= John Lewis (businessman) =

British businessman (born 1940)

Sir John Henry James Lewis, OBE (born 1940) is a British businessman, solicitor and charity executive. He has been chairman of Photo-Me International since 2010 and the Attingham Trust since 1990.

== Early life and education ==
Born in 1940, Lewis is the son of Leonard Lewis, QC, and his wife Rita. He attended the independent boarding school Shrewsbury School and then University College London, graduating from the latter with a law degree.

== Career ==
=== Law and business ===
Lewis was admitted a solicitor in 1966; he became a partner at Lewis Lewis and Co., which merged with Jacques and Co. to form Lewis and Jacques before merging finally in 1995 into Eversheds, where Lewis was a consultant between 1995 and 2020. Lewis was also chairman of Cliveden Plc between 1984 and 2002, and has been chairman of Photo-Me International since 2010, having joined its board of directors in 2008.

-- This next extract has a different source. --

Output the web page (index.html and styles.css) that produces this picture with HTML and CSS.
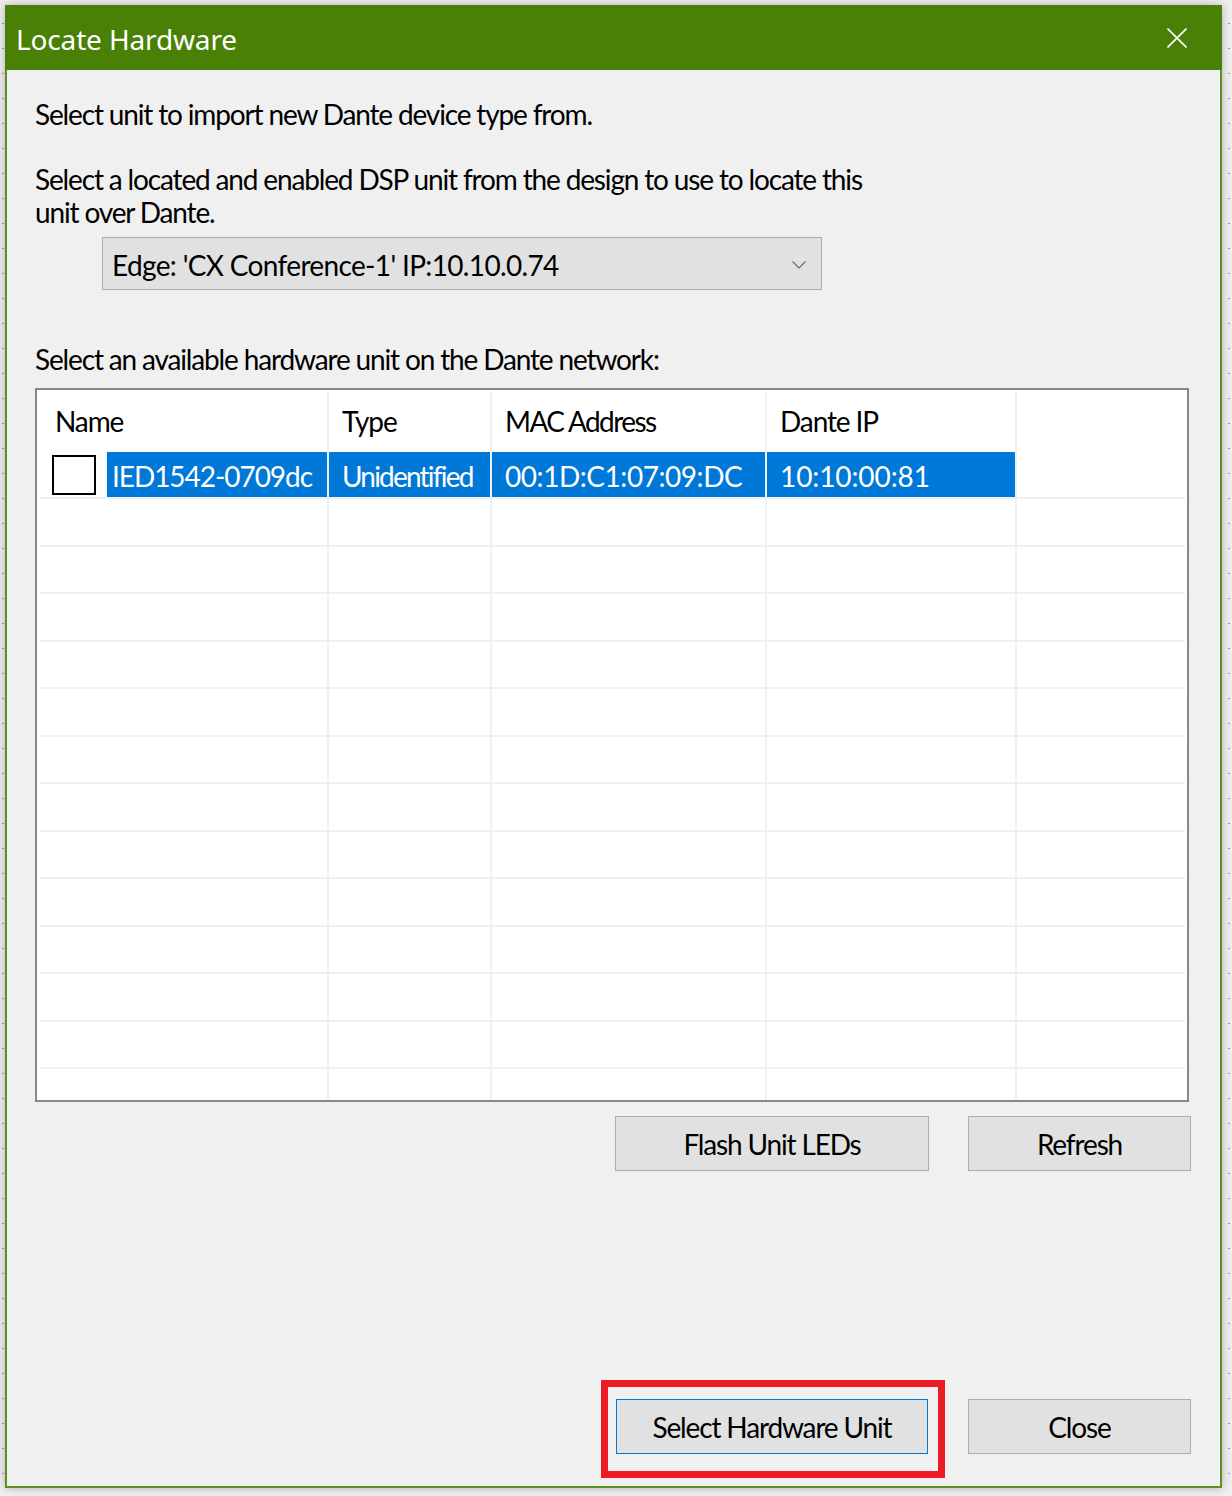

=== Public and charitable service ===
Lewis served on the British Tourist Authority's board in the 1990s. He has been chairman of the Attingham Trust since 1990 and the Public Monuments and Sculpture Association since 2013. He chaired the Wallace Collection between 1997 and 2004, and the Hertford House Trust for ten years until 2014, and has been a trustee for a number of charitable foundations relating to art and the preservation of historic buildings or gardens.

== Honours and awards ==
Lewis was appointed an Officer of the Order of the British Empire (OBE) in 2004 for "services to Arts" in connection with work with the Wallace Collection. He was knighted in the 2019 New Year Honours for "services to the Arts and Philanthropy".